(Rows from a dataset of pages and code)
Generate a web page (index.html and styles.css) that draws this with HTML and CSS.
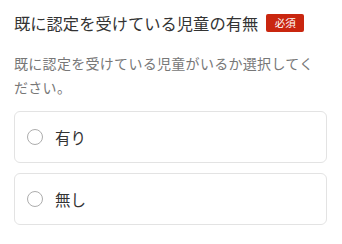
FILE: index.html
```html
<!DOCTYPE html>
<html lang="ja">
<head>
<meta charset="utf-8">
<link rel="stylesheet" href="styles.css">
</head>
<body>
<div class="field">
  <div class="title-row">
    <h2 class="title">既に認定を受けている児童の有無</h2>
    <span class="badge">必須</span>
  </div>
  <p class="desc">既に認定を受けている児童がいるか選択してください。</p>
  <div class="options">
    <label class="option"><span class="radio"></span><span class="label">有り</span></label>
    <label class="option"><span class="radio"></span><span class="label">無し</span></label>
  </div>
</div>
</body>
</html>
```
FILE: styles.css
```css
html, body {
  margin: 0;
  padding: 0;
  background: #ffffff;
}
body {
  font-family: "Noto Sans CJK JP", "Noto Sans", sans-serif;
  color: #333333;
}
.field {
  padding: 11px 15px 0 14px;
}
.title-row {
  display: flex;
  align-items: center;
  gap: 8px;
  height: 24px;
}
.title {
  margin: 0;
  font-size: 16.3px;
  font-weight: 400;
  line-height: 24px;
  color: #333333;
}
.badge {
  display: inline-block;
  background: #c9260f;
  color: #ffffff;
  font-size: 10.5px;
  line-height: 18px;
  height: 18px;
  padding: 0 8.5px;
  border-radius: 2px;
}
.desc {
  margin: 16px 0 0;
  font-size: 14px;
  letter-spacing: 0.3px;
  line-height: 24px;
  color: #777777;
}
.options {
  margin-top: 12px;
  display: flex;
  flex-direction: column;
  gap: 10px;
}
.option {
  display: flex;
  align-items: center;
  height: 50px;
  border: 1px solid #e3e3e3;
  border-radius: 6px;
  padding-left: 12px;
}
.radio {
  width: 14px;
  height: 14px;
  border: 1.5px solid #adadad;
  border-radius: 50%;
  box-sizing: content-box;
  flex: none;
}
.label {
  margin-left: 12px;
  font-size: 15.5px;
  color: #333333;
}
```
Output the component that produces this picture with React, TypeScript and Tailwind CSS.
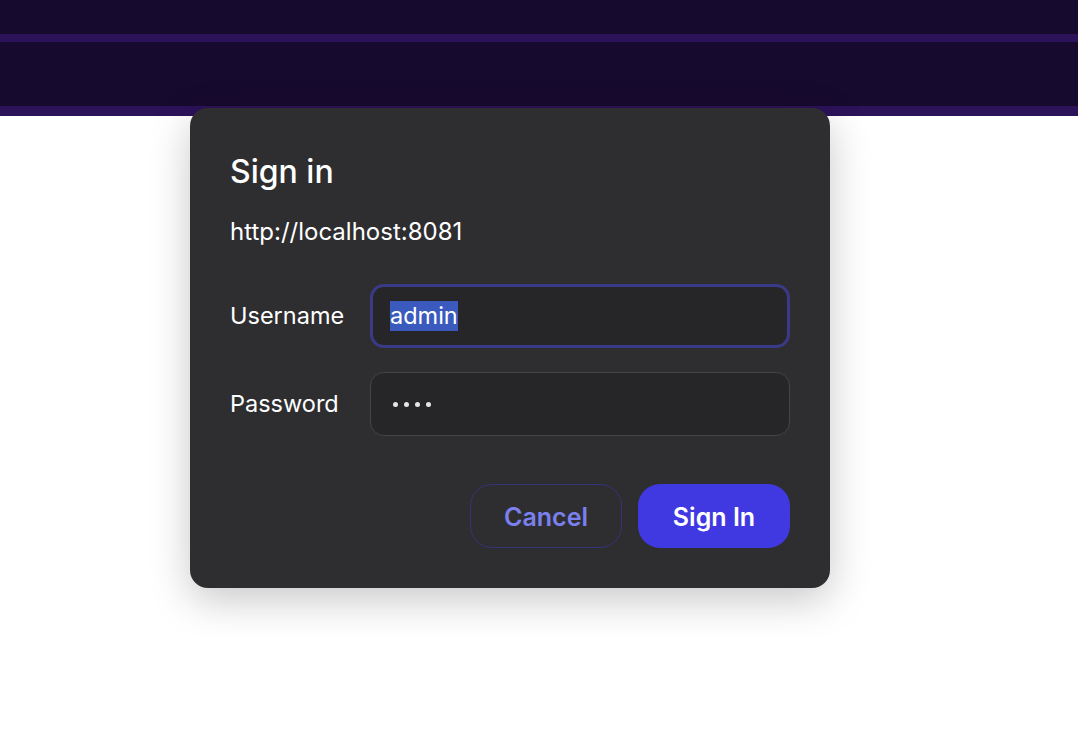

** YOUR OBJECTIVE **
Go through the records line by line and count those containing the string "this". Give only the total.

** EXERCISE RESULT **
2